DATA EXTRACT
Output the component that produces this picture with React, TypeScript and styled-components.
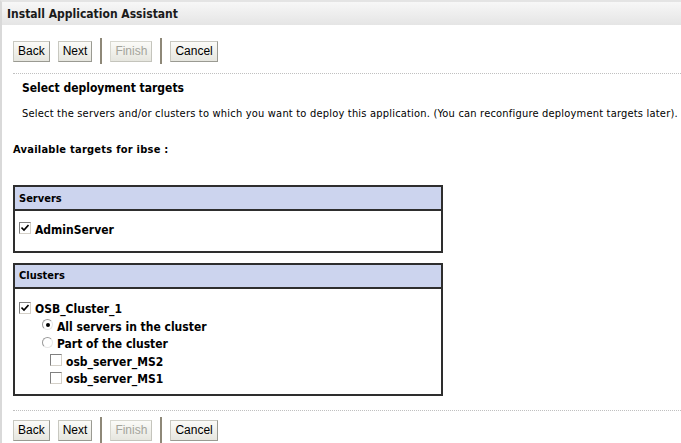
import React, { FC } from 'react';
import styled, { createGlobalStyle } from 'styled-components';

const GlobalStyle = createGlobalStyle`
  html, body {
    margin: 0;
    padding: 0;
    background: #ffffff;
  }
  body {
    font-family: Tahoma, "DejaVu Sans Condensed", "DejaVu Sans", sans-serif;
    font-size: 11px;
    color: #000000;
  }
`;

const Page = styled.div`
  width: 681px;
  height: 443px;
  box-sizing: border-box;
  border-left: 2px solid #d9d9d9;
  border-top: 2px solid #e4e4e4;
  overflow: hidden;
`;

const TitleBar = styled.div`
  height: 23px;
  padding-left: 5px;
  display: flex;
  align-items: center;
  background: linear-gradient(#f7f7f7, #e5e5e5);
  font-weight: bold;
  font-size: 12px;
  color: #1a1a1a;
`;

const Toolbar = styled.div<{ $top: number }>`
  display: flex;
  align-items: center;
  gap: 8px;
  padding: ${p => p.$top}px 0 0 11px;
`;

const Button = styled.button<{ $disabled?: boolean }>`
  font-family: "Liberation Sans", Arial, sans-serif;
  font-size: 12px;
  height: 21px;
  padding: 0 4px;
  margin: 0;
  border: 1px solid ${p => (p.$disabled ? '#c4c4bc' : '#9a9a92')};
  border-top-color: ${p => (p.$disabled ? '#d8d8d0' : '#c8c8c0')};
  border-left-color: ${p => (p.$disabled ? '#d8d8d0' : '#c8c8c0')};
  background: linear-gradient(#fbfbf8, #e6e6df);
  color: ${p => (p.$disabled ? '#a4a49c' : '#000000')};
  cursor: default;
`;

const Divider = styled.span`
  width: 2px;
  height: 26px;
  background: #8e8878;
`;

const Dotted = styled.div<{ $top: number }>`
  margin: ${p => p.$top}px 0 0 11px;
  border-top: 1px dotted #c0c0c0;
`;

const Heading = styled.div<{ $left: number; $top: number; $size: number; $spacing: number }>`
  font-weight: bold;
  font-size: ${p => p.$size}px;
  letter-spacing: ${p => p.$spacing}px;
  margin: ${p => p.$top}px 0 0 ${p => p.$left}px;
  line-height: 14px;
`;

const Text = styled.div`
  margin: 12px 0 0 20px;
  line-height: 14px;
  letter-spacing: 0.2px;
  white-space: nowrap;
`;

const Panel = styled.div<{ $top: number }>`
  width: 430px;
  margin: ${p => p.$top}px 0 0 11px;
  box-sizing: border-box;
  border: 2px solid #2e2e2e;
`;

const PanelHead = styled.div`
  height: 22px;
  display: flex;
  align-items: center;
  padding-left: 4px;
  background: #ccd4ee;
  border-bottom: 2px solid #2e2e2e;
  font-weight: bold;
`;

const PanelBody = styled.div<{ $pad: string }>`
  padding: ${p => p.$pad};
  display: flex;
  flex-direction: column;
  gap: 4px;
`;

const Option = styled.div<{ $indent: number }>`
  display: flex;
  align-items: center;
  gap: 4px;
  padding-left: ${p => p.$indent}px;
  height: 13.5px;
  font-weight: bold;
  font-size: 12px;
`;

const Box = styled.span`
  width: 12px;
  height: 12px;
  box-sizing: border-box;
  border: 1px solid #808080;
  border-right-color: #d4d0c8;
  border-bottom-color: #d4d0c8;
  background: #ffffff;
  display: inline-flex;
  align-items: center;
  justify-content: center;
  margin-top: -3px;
`;

const Radio = styled.span`
  width: 11px;
  height: 11px;
  box-sizing: border-box;
  border-radius: 50%;
  border: 1px solid #9a9a9a;
  border-right-color: #e6e6e6;
  border-bottom-color: #e6e6e6;
  background: #ffffff;
  display: inline-flex;
  align-items: center;
  justify-content: center;
  margin-top: -4px;
`;

const Dot = styled.span`
  width: 4px;
  height: 4px;
  border-radius: 50%;
  background: #000000;
`;

const Check: FC = () => (
  <svg width="8" height="8" viewBox="0 0 8 8">
    <path d="M0.5 3.5 L3 6 L7.5 1" stroke="#000" strokeWidth="1.6" fill="none" />
  </svg>
);

type Item = { label: string; kind: 'check' | 'empty' | 'radioOn' | 'radioOff'; indent: number };

const clusterItems: Item[] = [
  { label: 'OSB_Cluster_1', kind: 'check', indent: 0 },
  { label: 'All servers in the cluster', kind: 'radioOn', indent: 23 },
  { label: 'Part of the cluster', kind: 'radioOff', indent: 23 },
  { label: 'osb_server_MS2', kind: 'empty', indent: 31 },
  { label: 'osb_server_MS1', kind: 'empty', indent: 31 },
];

const renderMark = (kind: Item['kind']) => {
  switch (kind) {
    case 'check':
      return (
        <Box>
          <Check />
        </Box>
      );
    case 'empty':
      return <Box />;
    case 'radioOn':
      return (
        <Radio>
          <Dot />
        </Radio>
      );
    default:
      return <Radio />;
  }
};

const Buttons: FC<{ top: number }> = ({ top }) => (
  <Toolbar $top={top}>
    <Button>Back</Button>
    <Button>Next</Button>
    <Divider />
    <Button $disabled>Finish</Button>
    <Divider />
    <Button>Cancel</Button>
  </Toolbar>
);

const App: FC = () => (
  <Page>
    <GlobalStyle />
    <TitleBar>Install Application Assistant</TitleBar>
    <Buttons top={13} />
    <Dotted $top={9} />
    <Heading $left={20} $top={7} $size={12} $spacing={0}>
      Select deployment targets
    </Heading>
    <Text>
      Select the servers and/or clusters to which you want to deploy this application. (You can
      reconfigure deployment targets later).
    </Text>
    <Heading $left={11} $top={22} $size={11} $spacing={0.25}>
      Available targets for ibse :
    </Heading>
    <Panel $top={28}>
      <PanelHead>Servers</PanelHead>
      <PanelBody $pad="12px 0 14px 4px">
        <Option $indent={0}>
          {renderMark('check')}
          AdminServer
        </Option>
      </PanelBody>
    </Panel>
    <Panel $top={10}>
      <PanelHead>Clusters</PanelHead>
      <PanelBody $pad="14px 0 8px 4px">
        {clusterItems.map(item => (
          <Option key={item.label} $indent={item.indent}>
            {renderMark(item.kind)}
            {item.label}
          </Option>
        ))}
      </PanelBody>
    </Panel>
    <Dotted $top={14} />
    <Buttons top={6} />
  </Page>
);

export default App;
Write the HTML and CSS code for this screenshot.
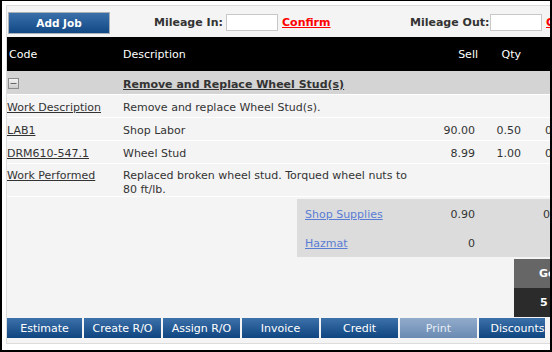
FILE: index.html
```html
<!DOCTYPE html>
<html>
<head>
<meta charset="utf-8">
<link rel="stylesheet" href="styles.css">
</head>
<body>
<div class="frame">
  <div class="panel">
    <div class="toolbar">
      <button class="btn-add">Add Job</button>
      <span class="mil-label mil-in">Mileage In:</span>
      <input class="mil-input" type="text">
      <span class="confirm-box"><a class="confirm" href="#">Confirm</a></span>
      <span class="mil-label mil-out">Mileage Out:</span>
      <input class="mil-input" type="text">
      <span class="confirm-box last"><a class="confirm" href="#">Confirm</a></span>
    </div>

    <div class="row head">
      <div class="c-code">Code</div>
      <div class="c-desc">Description</div>
      <div class="c-sell">Sell</div>
      <div class="c-qty">Qty</div>
      <div class="c-ext"></div>
    </div>

    <div class="row group">
      <div class="c-code">
        <svg class="toggle" width="11" height="11" viewBox="0 0 11 11">
          <defs>
            <linearGradient id="tg" x1="0" y1="0" x2="0" y2="1">
              <stop offset="0" stop-color="#f6f6f6"/>
              <stop offset="1" stop-color="#c9c9c9"/>
            </linearGradient>
          </defs>
          <rect x="0.5" y="0.5" width="10" height="10" fill="url(#tg)" stroke="#8c8c8c"/>
          <line x1="2.5" y1="5.5" x2="8.5" y2="5.5" stroke="#666" stroke-width="1"/>
        </svg>
      </div>
      <div class="c-desc"><a class="title" href="#">Remove and Replace Wheel Stud(s)</a></div>
      <div class="c-sell"></div>
      <div class="c-qty"></div>
      <div class="c-ext"></div>
    </div>

    <div class="row line">
      <div class="c-code"><a href="#">Work Description</a></div>
      <div class="c-desc">Remove and replace Wheel Stud(s).</div>
      <div class="c-sell"></div>
      <div class="c-qty"></div>
      <div class="c-ext"></div>
    </div>

    <div class="row line">
      <div class="c-code"><a href="#">LAB1</a></div>
      <div class="c-desc">Shop Labor</div>
      <div class="c-sell">90.00</div>
      <div class="c-qty">0.50</div>
      <div class="c-ext">0.00</div>
    </div>

    <div class="row line">
      <div class="c-code"><a href="#">DRM610-547.1</a></div>
      <div class="c-desc">Wheel Stud</div>
      <div class="c-sell">8.99</div>
      <div class="c-qty">1.00</div>
      <div class="c-ext">0.00</div>
    </div>

    <div class="row line tall">
      <div class="c-code"><a href="#">Work Performed</a></div>
      <div class="c-desc">Replaced broken wheel stud. Torqued wheel nuts to 80 ft/lb.</div>
      <div class="c-sell"></div>
      <div class="c-qty"></div>
      <div class="c-ext"></div>
    </div>

    <div class="supplies">
      <div class="srow">
        <div class="s-label"><a href="#">Shop Supplies</a></div>
        <div class="s-val">0.90</div>
        <div class="s-qty"></div>
        <div class="s-ext">0.00</div>
      </div>
      <div class="srow">
        <div class="s-label"><a href="#">Hazmat</a></div>
        <div class="s-val">0</div>
        <div class="s-qty"></div>
        <div class="s-ext"></div>
      </div>
    </div>

    <div class="total-head">Go</div>
    <div class="total-val">5</div>

    <div class="actions">
      <button class="act first">Estimate</button>
      <button class="act">Create R/O</button>
      <button class="act">Assign R/O</button>
      <button class="act">Invoice</button>
      <button class="act">Credit</button>
      <button class="act disabled">Print</button>
      <button class="act">Discounts</button>
    </div>
  </div>
</div>
</body>
</html>
```

FILE: styles.css
```css
* { box-sizing: border-box; }

html, body {
  margin: 0;
  padding: 0;
  background: #fff;
}

body {
  font-family: "DejaVu Sans", Verdana, sans-serif;
  font-size: 11px;
  color: #333;
}

.frame {
  width: 552px;
  height: 352px;
  border-style: solid;
  border-color: #000;
  border-width: 1px 2px 2px 2px;
  background: #fff;
  padding: 4px 0 0 4px;
  overflow: hidden;
}

.panel {
  width: 720px;
  height: 339px;
  border: 1px solid #dcdcdc;
  background: #f4f4f4;
}

/* toolbar */
.toolbar {
  height: 31px;
  display: flex;
  align-items: center;
  padding: 2px 0 0 1px;
}

.btn-add {
  width: 102px;
  height: 22px;
  margin: 0 44px 0 0;
  padding: 0;
  border: 1px solid #a9b0b8;
  background: linear-gradient(#3a70aa, #124884);
  color: #fff;
  font-family: "DejaVu Sans", Verdana, sans-serif;
  font-size: 10.5px;
  font-weight: bold;
  flex-shrink: 0;
}

.mil-label {
  font-weight: bold;
  color: #333;
  flex-shrink: 0;
  white-space: nowrap;
}
.mil-in { width: 72px; }
.mil-out { width: 80px; }

.mil-input {
  width: 52px;
  height: 17px;
  border: 1px solid #c8c8c8;
  background: #fff;
  margin: 0;
  padding: 0;
  flex-shrink: 0;
}

.confirm-box {
  width: 132px;
  padding-left: 4px;
  flex-shrink: 0;
}
.confirm-box.last { width: 80px; }

.confirm {
  color: #f00;
  font-weight: bold;
  text-decoration: underline;
}

/* grid rows */
.row {
  display: grid;
  grid-template-columns: 116px 290px 66px 46px 140px;
  align-items: center;
}

.c-sell, .c-qty { text-align: right; padding-right: 4px; }
.c-ext { padding-left: 20px; }

.head {
  height: 34px;
  background: #000;
  color: #fff;
  padding-top: 1px;
}
.head .c-code { padding-left: 2px; }
.head .c-sell { padding-right: 1px; }

.group {
  height: 24px;
  background: #d4d4d4;
  border-bottom: 1px solid #fff;
  padding-top: 3px;
}
.toggle {
  display: block;
  margin-left: 1px;
  margin-top: -1px;
}
.title {
  color: #333;
  font-weight: bold;
  text-decoration: underline;
}

.line {
  height: 23px;
  border-bottom: 1px solid #fff;
  line-height: 14px;
  padding-top: 4px;
}
.line a {
  color: #333;
  text-decoration: underline;
}

.line.tall {
  height: 33px;
  align-items: start;
  padding-top: 5px;
}

/* supplies */
.supplies {
  margin: 2px 0 0 290px;
  background: #dcdcdc;
  height: 58px;
}
.srow {
  height: 29px;
  display: grid;
  grid-template-columns: 116px 66px 46px 140px;
  align-items: center;
  padding-top: 1px;
}
.s-label { padding-left: 8px; }
.s-label a { color: #5a7dd4; text-decoration: underline; }
.s-val { text-align: right; padding-right: 4px; }
.s-ext { padding-left: 18px; }

/* totals */
.total-head, .total-val {
  margin-left: 507px;
  width: 150px;
  height: 29px;
  line-height: 29px;
  color: #fff;
  font-weight: bold;
}
.total-head {
  margin-top: 2px;
  background: #666;
  padding-left: 25px;
}
.total-val {
  background: #2b2b2b;
  padding-left: 26px;
}

/* action bar */
.actions {
  margin-top: 1px;
  width: 538px;
  height: 20px;
  display: flex;
  gap: 2px;
  overflow: hidden;
}
.act {
  flex: 0 0 77px;
  width: 77px;
  height: 20px;
  border: none;
  margin: 0;
  padding: 0;
  background: linear-gradient(#3c71aa, #0f4580);
  color: #fff;
  font-family: "DejaVu Sans", Verdana, sans-serif;
  font-size: 11px;
}
.act.first { flex-basis: 75px; width: 75px; }
.act.disabled {
  background: linear-gradient(#91abcb, #6a8ab3);
  color: #e9eef5;
}
```
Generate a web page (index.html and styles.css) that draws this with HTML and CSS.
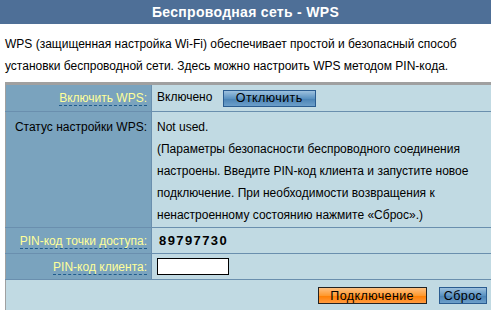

WHAT THE EXERCISE ASKS
Pull out every line in the material above where "that" occurs.

SOLVED PROBLEM
Output the component that produces this picture with React, TypeScript and styled-components.
Generate a web page (index.html and styles.css) that draws this with HTML and CSS.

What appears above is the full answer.